God understands the changes demanded of us by our calling. He knows our backgrounds and that we have much to learn in following His way. He knows some conflicts will catch us off guard; there will be times when it comes down to His way versus our way.

John O. Reid
Having a Right Attitude

James 3:14

James focuses on "bitter envy." If "envy" is desire for what another has, "bitter envy" must mean a person wants something so much that he is angry and hateful over it. Bitterness is a child of anger and resentment. Satan takes great delight in burdening our hearts with these harmful emotions. Unprovoked or quick-tempered anger is a hallmark of our modern cities, which resound in the night with the bark of gunfire and the howl of sirens.

Bitter envy takes jealousy to the next step by adding resentment and anger, and from it emerges words that stab, cut, tear down, refute, and diminish. We use these to reduce the stature of another so we may seem to stand taller. A talebearer or gossip only wants his listener to think less of another so that he might think more of him.

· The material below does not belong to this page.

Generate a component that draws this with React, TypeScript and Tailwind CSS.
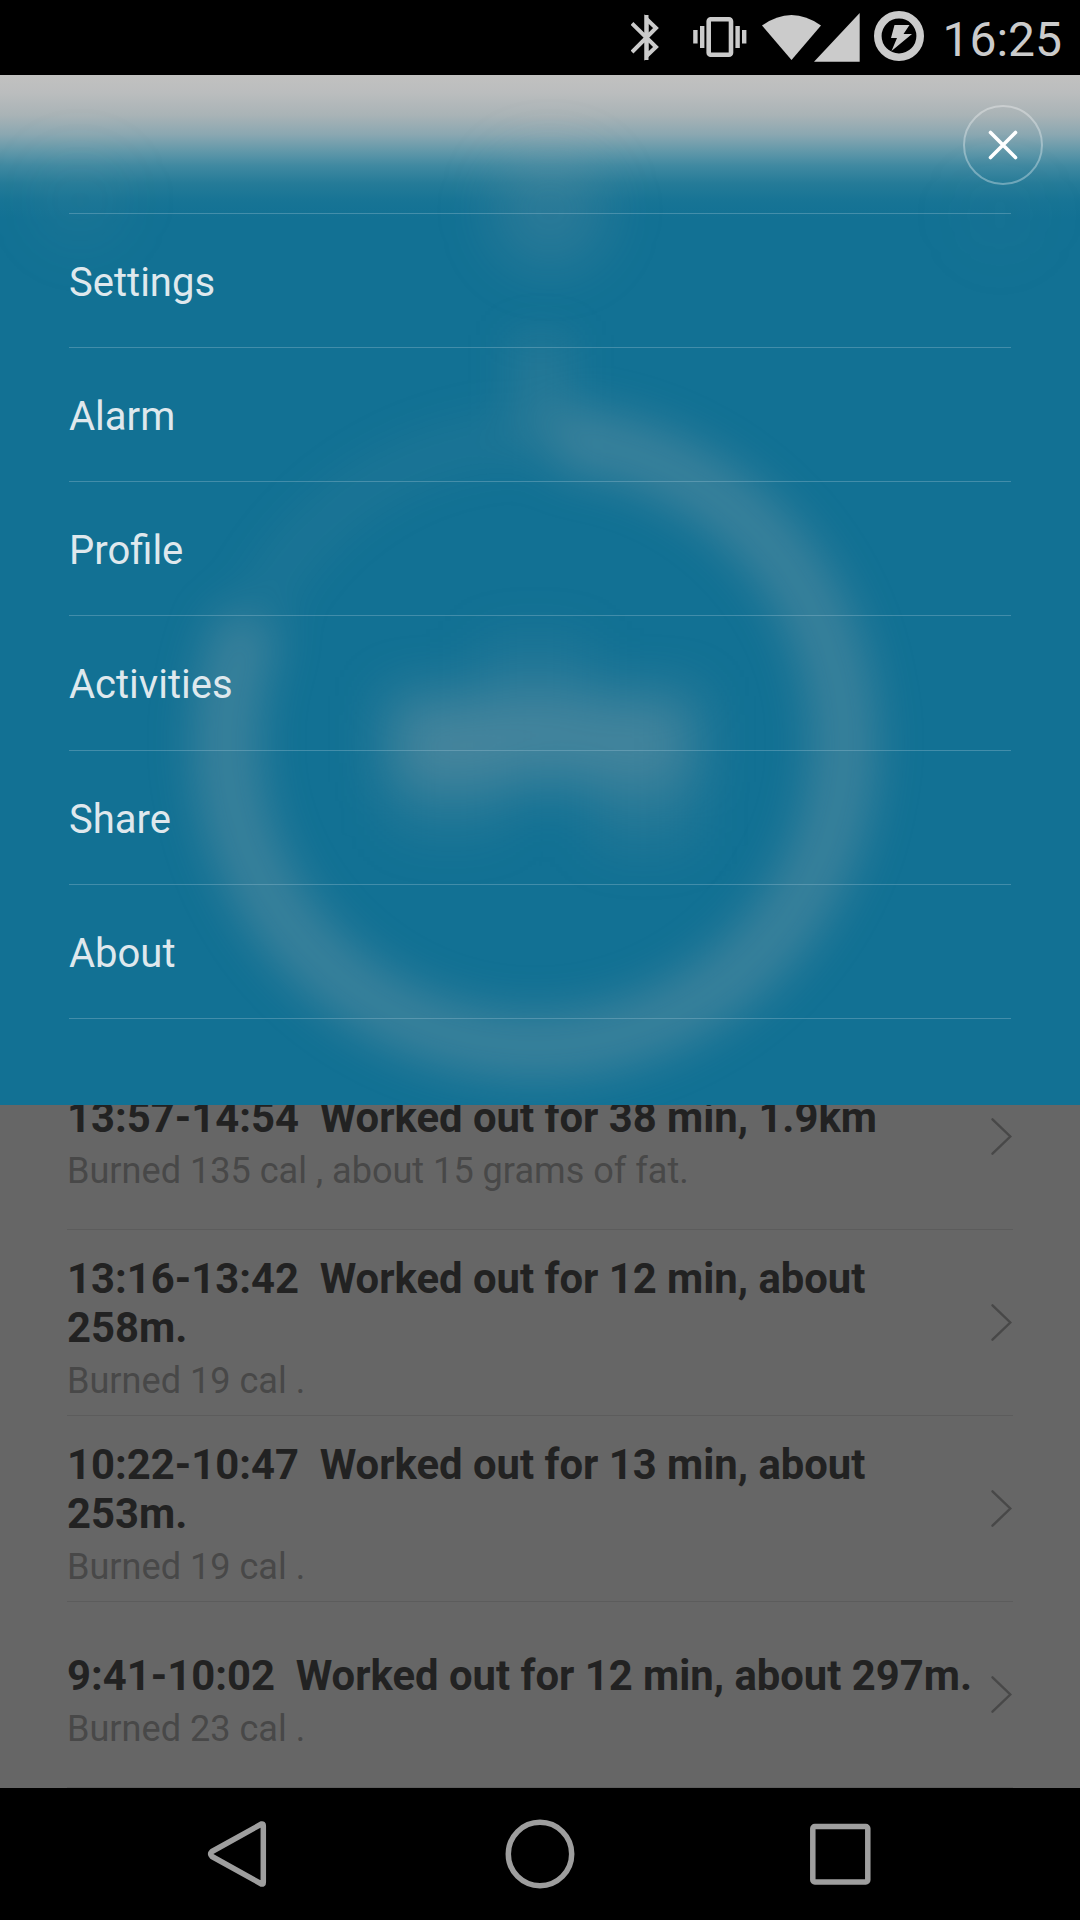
import React from "react";

const MENU = [
  { label: "Settings", box: "h-[134px]" },
  { label: "Alarm", box: "h-[134px]" },
  { label: "Profile", box: "h-[134px]" },
  { label: "Activities", box: "h-[135px]" },
  { label: "Share", box: "h-[134px]" },
  { label: "About", box: "h-[134px]" },
];

const ACTIVITIES = [
  { time: "13:57-14:54", text: "Worked out for 38 min, 1.9km", note: "Burned 135 cal , about 15 grams of fat." },
  { time: "13:16-13:42", text: "Worked out for 12 min, about 258m.", note: "Burned 19 cal ." },
  { time: "10:22-10:47", text: "Worked out for 13 min, about 253m.", note: "Burned 19 cal ." },
  { time: "9:41-10:02", text: "Worked out for 12 min, about 297m.", note: "Burned 23 cal ." },
];

function StatusBar() {
  return (
    <header className="flex h-[75px] shrink-0 items-center justify-end bg-black pr-[18px] text-[#cbcbcb]">
      <svg className="mr-[32px] h-[75px] w-[30px]" viewBox="631.5 0 30 75" fill="none" stroke="currentColor" strokeWidth="4">
        <path d="M632.5 23.5 L656.5 47 L647 56 V19 L656.5 28 L632.5 52" />
        <path d="M647 15 V60" />
      </svg>
      <svg className="mr-[15px] h-[75px] w-[54px]" viewBox="693 0 54 75" fill="currentColor">
        <rect x="708.7" y="19.2" width="22.3" height="35.6" rx="2" fill="none" stroke="currentColor" strokeWidth="4.6" />
        <rect x="700" y="26" width="4.4" height="22" />
        <rect x="693.2" y="30" width="4.4" height="13.5" />
        <rect x="735.4" y="26" width="4.4" height="22" />
        <rect x="742" y="30" width="4.4" height="13.5" />
      </svg>
      <svg className="mr-[13px] h-[75px] w-[98px]" viewBox="762 0 98 75" fill="currentColor">
        <path d="M762 25.5 Q791.5 4.5 821 25.5 L791.5 60 Z" />
        <path d="M814 61.7 L859.7 13 V61.7 Z" />
      </svg>
      <svg className="mr-[17px] h-[75px] w-[52px]" viewBox="873 0 52 75" fill="currentColor">
        <circle cx="899" cy="36" r="21.2" fill="none" stroke="currentColor" strokeWidth="7.6" />
        <path d="M894.5 25 H909.5 L903.5 34 H912 L891.5 51 L897 38 H891 Z" />
      </svg>
      <span className="mt-[4px] text-[48px] leading-[56px]">16:25</span>
    </header>
  );
}

function ProgressBackdrop() {
  return (
    <svg className="absolute inset-0 h-[1030px] w-[1080px]" viewBox="0 75 1080 1030">
      <defs>
        <linearGradient id="panel" x1="0" y1="75" x2="0" y2="1105" gradientUnits="userSpaceOnUse">
          <stop offset="0" stopColor="#c1c1c0" />
          <stop offset="0.017" stopColor="#bbbdbe" />
          <stop offset="0.039" stopColor="#a9b3b6" />
          <stop offset="0.058" stopColor="#8aa7b1" />
          <stop offset="0.073" stopColor="#6499aa" />
          <stop offset="0.088" stopColor="#4089a1" />
          <stop offset="0.105" stopColor="#257b98" />
          <stop offset="0.122" stopColor="#177495" />
          <stop offset="0.14" stopColor="#127194" />
          <stop offset="1" stopColor="#127194" />
        </linearGradient>
        <filter id="soft" x="0" y="75" width="1080" height="1130" filterUnits="userSpaceOnUse" colorInterpolationFilters="sRGB">
          <feGaussianBlur stdDeviation="22" />
        </filter>
        <filter id="softer" x="-80" y="75" width="1240" height="1130" filterUnits="userSpaceOnUse" colorInterpolationFilters="sRGB">
          <feGaussianBlur stdDeviation="28" />
        </filter>
      </defs>
      <rect y="75" width="1080" height="1030" fill="url(#panel)" />
      <g filter="url(#soft)" fill="none" stroke="#a3a9ac">
        <path d="M558 439 A309 304 0 1 1 252 621" strokeWidth="66" strokeOpacity="0.27" />
        <path d="M252 621 A309 304 0 0 1 558 439" strokeWidth="54" strokeOpacity="0.06" />
        <path d="M541 335 V440" strokeWidth="60" strokeOpacity="0.13" />
      </g>
      <g filter="url(#softer)" fill="#a3a9ac">
        <rect x="390" y="696" width="304" height="86" fillOpacity="0.34" />
        <rect x="396" y="755" width="110" height="75" fillOpacity="0.12" />
        <rect x="595" y="770" width="97" height="75" fillOpacity="0.13" />
        <rect x="480" y="640" width="110" height="70" fillOpacity="0.1" />
        <circle cx="550" cy="210" r="58" fillOpacity="0.17" />
        <circle cx="80" cy="200" r="50" fillOpacity="0.05" />
        <circle cx="1000" cy="215" r="45" fillOpacity="0.03" />
      </g>
    </svg>
  );
}

function MenuPanel() {
  return (
    <section className="relative h-[1030px] shrink-0 overflow-hidden">
      <ProgressBackdrop />
      <div className="relative flex h-full flex-col">
        <div className="flex h-[138px] shrink-0 justify-end pt-[30px] pr-[37px]">
          <button className="size-[80px]" aria-label="Close">
            <svg className="size-[80px]" viewBox="0 0 80 80" fill="none" stroke="white">
              <circle cx="40" cy="40" r="39" strokeWidth="2" strokeOpacity="0.33" />
              <path d="M27.5 27.5 L52.5 52.5 M52.5 27.5 L27.5 52.5" strokeWidth="3.6" strokeLinecap="round" />
            </svg>
          </button>
        </div>
        <nav className="mr-[69px] ml-[69px] border-t border-[#9fc4d3]/35">
          {MENU.map((m) => (
            <a key={m.label} className={`flex items-center border-b border-[#9fc4d3]/35 pt-[4px] text-[40px] leading-[48px] text-[#dfe8ed] ${m.box}`}>
              {m.label}
            </a>
          ))}
        </nav>
      </div>
    </section>
  );
}

function ActivityList() {
  return (
    <section className="flex h-[683px] shrink-0 flex-col justify-end overflow-hidden bg-[#666666] px-[67px]">
      {ACTIVITIES.map((a) => (
        <div key={a.time} className="flex h-[186px] shrink-0 items-center border-b border-[#5c5c5c]">
          <div className="w-[924px] shrink-0 pt-[11px]">
            <div className="text-[41.8px] leading-[49px] font-bold whitespace-pre-wrap text-[#222222]">{`${a.time}  ${a.text}`}</div>
            <div className="mt-[8px] text-[36.1px] leading-[42px] text-[#484848]">{a.note}</div>
          </div>
          <svg className="h-[38px] w-[21px] shrink-0" viewBox="0 0 21 38" fill="none" stroke="#484848" strokeWidth="2.4" strokeLinecap="round">
            <path d="M1.5 1.3 L19.3 18.5 L1.5 35.7" />
          </svg>
        </div>
      ))}
    </section>
  );
}

function NavigationBar() {
  return (
    <footer className="flex h-[132px] shrink-0 items-center justify-between bg-black pr-[209px] pl-[205px] text-[#9e9e9e]">
      <svg className="h-[72px] w-[64px]" viewBox="205 1818 64 72" fill="none" stroke="currentColor" strokeWidth="5.5" strokeLinejoin="round">
        <path d="M212 1851.5 Q209.5 1854 212 1856.5 L261.5 1884 Q263.3 1884.5 263.3 1882.5 V1825.5 Q263.3 1823.5 261.5 1824 Z" />
      </svg>
      <svg className="h-[72px] w-[72px]" viewBox="502 1818 72 72" fill="none" stroke="currentColor" strokeWidth="5.5" overflow="visible">
        <circle cx="540" cy="1854" r="31.7" />
      </svg>
      <svg className="h-[72px] w-[64px]" viewBox="807 1818 64 72" fill="none" stroke="currentColor" strokeWidth="5.5" overflow="visible">
        <rect x="812.8" y="1826.5" width="55" height="55.5" rx="2" />
      </svg>
    </footer>
  );
}

export default function App() {
  return (
    <main className="flex h-[1920px] w-[1080px] flex-col overflow-hidden bg-black font-['Roboto',sans-serif]">
      <StatusBar />
      <MenuPanel />
      <ActivityList />
      <NavigationBar />
    </main>
  );
}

We can be envious because another sinned and "got away with it." We can envy those who have more, whom we feel do not deserve it. Envy often springs up when we receive unwarranted correction and someone else, who deserves it, does not. We can feel envy when one receives attention we desire for ourselves or when we fail to receive hard-earned recognition.

Envious words are bitter words: They are pointed and sharp, but their target is subtle. On the surface, they may even sound righteous, but in reality, they manipulate thinking in the speaker's favor.

Test: Do our words build or burn? If we build our stature by burning another's, we are standing on a platform of ashes that will crumble and topple us anytime. Only after I was gossiped about repeatedly did I began to see my own words of envy expressed. How foolish it had made me look, trying to stand taller on a pile of ashes!